This past month, impak submitted its consultation responses on the European Sustainability Reporting Standards (ESRS) draft elaborated by the EFRAG and the International Sustainability Standard Board (ISSB) regarding general sustainability-related disclosure requirements and climate-related disclosure requirements. 


These consultations are aimed at improving the quantity, quality, and reliability of sustainability disclosures.


Here are our key points:


1. Ensure global baseline reporting standards on sustainability disclosures 

To achieve the Sustainable Development Goals established by the United Nations and to deliver on the Paris Agreement, impak urges further collaboration between standard-setters to ensure interoperability between the different sustainability reporting standardization initiatives: EFRAG, Global Reporting Initiative (GRI), ISSB, TCFD, SEC. 

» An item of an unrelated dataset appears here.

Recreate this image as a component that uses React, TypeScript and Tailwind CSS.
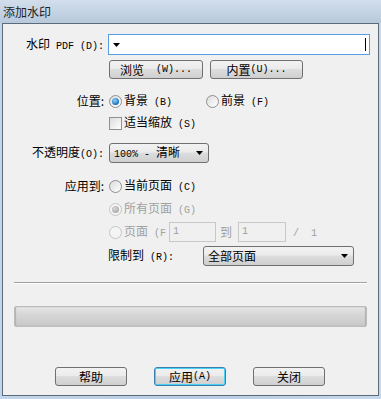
import React from 'react';

// 半角文字（助记符等），宽度按 6px 一个字符
const H: React.FC<{ children: React.ReactNode }> = ({ children }) => (
  <span className="font-['Liberation_Mono',monospace] text-[10px]">{children}</span>
);

const Radio: React.FC<{ checked?: boolean; disabled?: boolean }> = ({ checked, disabled }) => (
  <span
    className={`relative inline-flex h-[13px] w-[13px] shrink-0 items-center justify-center rounded-full border ${
      disabled ? 'border-[#c5c5c5] bg-[#f4f4f4]' : 'border-[#8e8f8f] bg-[linear-gradient(135deg,#dcdcdc,#ffffff)]'
    }`}
  >
    {checked && (
      <span
        className={`h-[7px] w-[7px] rounded-full ${
          disabled
            ? 'bg-[radial-gradient(circle_at_40%_35%,#d8d8d8,#9a9a9a)]'
            : 'bg-[radial-gradient(circle_at_40%_35%,#8fd3ff,#1a6fb8_70%,#0b3f7a)]'
        }`}
      />
    )}
  </span>
);

const Btn: React.FC<{ children: React.ReactNode; w: string; focused?: boolean }> = ({ children, w, focused }) => (
  <div
    className={`flex h-[19px] ${w} items-center justify-center rounded-[3px] border ${
      focused ? 'border-[#3c7fb1] shadow-[inset_0_0_0_1px_#48d0f5]' : 'border-[#707070]'
    } bg-[linear-gradient(#f2f2f2_0%,#ebebeb_45%,#dddddd_50%,#cfcfcf_100%)] text-[12px] leading-none text-black`}
  >
    {children}
  </div>
);

const Combo: React.FC<{ children: React.ReactNode; w: string }> = ({ children, w }) => (
  <div
    className={`flex h-[20px] ${w} items-center rounded-[3px] border border-[#707070] bg-[linear-gradient(#f2f2f2_0%,#ebebeb_45%,#dddddd_50%,#cfcfcf_100%)] pl-[4px] pr-[5px] text-[12px] leading-none`}
  >
    <span className="flex-1">{children}</span>
    <svg width="7" height="4" viewBox="0 0 7 4">
      <path d="M0 0H7L3.5 4Z" fill="#000" />
    </svg>
  </div>
);

export default function App() {
  return (
    <div className="flex h-[399px] w-[381px] flex-col bg-[linear-gradient(90deg,#c3d5ea,#b9cde4_50%,#c6d8ec)] font-['Noto_Sans_CJK_SC',sans-serif] text-[12px] text-black">
      {/* 标题栏 */}
      <div className="flex h-[23px] shrink-0 items-center bg-[linear-gradient(#d2deeb,#b8c9dc)] pl-[3px] text-[12px] leading-none text-[#1e1e1e]">
        添加水印
      </div>

      {/* 客户区 */}
      <div className="mx-[2px] mb-[3px] flex flex-1 flex-col border border-[#5c6a7a] bg-[#f0f0f0]">
        {/* 水印 PDF */}
        <div className="mt-[10px] flex items-center">
          <div className="w-[102px] pr-[1px] text-right leading-none">
            水印<H> PDF (D):</H>
          </div>
          <div className="ml-[3px] flex h-[21px] w-[262px] items-center border border-[#569de5] bg-white pl-[4px] pr-[3px]">
            <svg width="7" height="4" viewBox="0 0 7 4">
              <path d="M0 0H7L3.5 4Z" fill="#000" />
            </svg>
            <span className="flex-1" />
            <span className="h-[13px] w-[1px] bg-black" />
          </div>
        </div>

        <div className="mt-[5px] flex gap-[7px] pl-[106px]">
          <Btn w="w-[94px]">
            浏览<H>&nbsp;&nbsp;(W)...</H>
          </Btn>
          <Btn w="w-[93px]">
            内置<H>(U)...</H>
          </Btn>
        </div>

        {/* 位置 */}
        <div className="mt-[15px] flex items-center">
          <div className="w-[102px] pr-[1px] text-right leading-none">位置:</div>
          <div className="ml-[4px] flex items-center gap-[2px] leading-none">
            <Radio checked />
            <span>
              背景<H>&nbsp;(B)</H>
            </span>
          </div>
          <div className="ml-[34px] flex items-center gap-[2px] leading-none">
            <Radio />
            <span>
              前景<H>&nbsp;(F)</H>
            </span>
          </div>
        </div>

        <div className="mt-[8px] flex items-center gap-[2px] pl-[106px] leading-none">
          <span className="h-[13px] w-[13px] border border-[#8e8f8f] bg-[linear-gradient(135deg,#dcdcdc,#ffffff)]" />
          <span>
            适当缩放<H>&nbsp;(S)</H>
          </span>
        </div>

        {/* 不透明度 */}
        <div className="mt-[13px] flex items-center">
          <div className="w-[102px] pr-[1px] text-right leading-none">
            不透明度<H>(O):</H>
          </div>
          <div className="ml-[4px]">
            <Combo w="w-[100px]">
              <H>100% - </H>清晰
            </Combo>
          </div>
        </div>

        {/* 应用到 */}
        <div className="mt-[16px] flex items-center">
          <div className="w-[102px] pr-[1px] text-right leading-none">应用到:</div>
          <div className="ml-[4px] flex items-center gap-[2px] leading-none">
            <Radio />
            <span>
              当前页面<H>&nbsp;(C)</H>
            </span>
          </div>
        </div>

        <div className="mt-[9px] flex items-center gap-[2px] pl-[106px] leading-none text-[#a0a0a0]">
          <Radio checked disabled />
          <span>
            所有页面<H>&nbsp;(G)</H>
          </span>
        </div>

        <div className="mt-[6px] flex items-center pl-[106px] leading-none text-[#a0a0a0]">
          <Radio disabled />
          <span className="ml-[2px]">
            页面<H>&nbsp;(F</H>
          </span>
          <div className="ml-[3px] flex h-[20px] w-[47px] items-center border border-[#c8c8c8] bg-[#f0f0f0] pl-[3px]">
            <H>1</H>
          </div>
          <span className="ml-[4px]">到</span>
          <div className="ml-[6px] flex h-[20px] w-[48px] items-center border border-[#c8c8c8] bg-[#f0f0f0] pl-[3px]">
            <H>1</H>
          </div>
          <span className="ml-[7px]">
            <H>/&nbsp;&nbsp;1</H>
          </span>
        </div>

        {/* 限制到 */}
        <div className="mt-[4px] flex items-center pl-[105px]">
          <span className="w-[95px] leading-none">
            限制到<H>&nbsp;(R):</H>
          </span>
          <Combo w="w-[151px]">全部页面</Combo>
        </div>

        {/* 分隔线 */}
        <div className="mx-[11px] mt-[16px] h-[2px] border-t border-b border-t-[#a0a0a0] border-b-white" />

        {/* 进度条 */}
        <div className="mx-[11px] mt-[22px] h-[21px] rounded-[2px] border border-[#bcbcbc] bg-[linear-gradient(#e6e6e6,#d6d6d6_40%,#c8c8c8)] shadow-[inset_1px_0_1px_#b0b0b0,inset_-1px_0_1px_#b0b0b0]" />

        {/* 按钮 */}
        <div className="mt-[40px] flex gap-[27px] pl-[52px]">
          <Btn w="w-[72px]">帮助</Btn>
          <Btn w="w-[72px]" focused>
            应用<H>(A)</H>
          </Btn>
          <Btn w="w-[72px]">关闭</Btn>
        </div>
      </div>
    </div>
  );
}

Achieving a global aligned baseline will:

  • Meet the expectations of investors, companies, and all stakeholders;  
  • Reduce the reporting costs and operational burden for companies in applying the standards and; 
  • Benefit investors who operate at a global scale in their decision-making processes. 


We welcome EFRAG’s work to align the ESRS and requirements of other EU sustainable finance regulations (SFDR, European taxonomy,…). 


2. The future of reporting must be based on double materiality and interconnectedness of E, S, and G considerations

impak fully supports the concept of double materiality, a holistic and forward-looking approach. 

Investors are finding it increasingly difficult to be satisfied with financial materiality alone, even in North America. They are starting to understand that both these perspectives are needed in order to avoid a distorted view. HSBC Bank recently declared that “enterprise value (aka financial materiality) is a backward-looking, lagging indicator, (…) Universal owners need a double materiality lens to inform critical, long-term decision making.”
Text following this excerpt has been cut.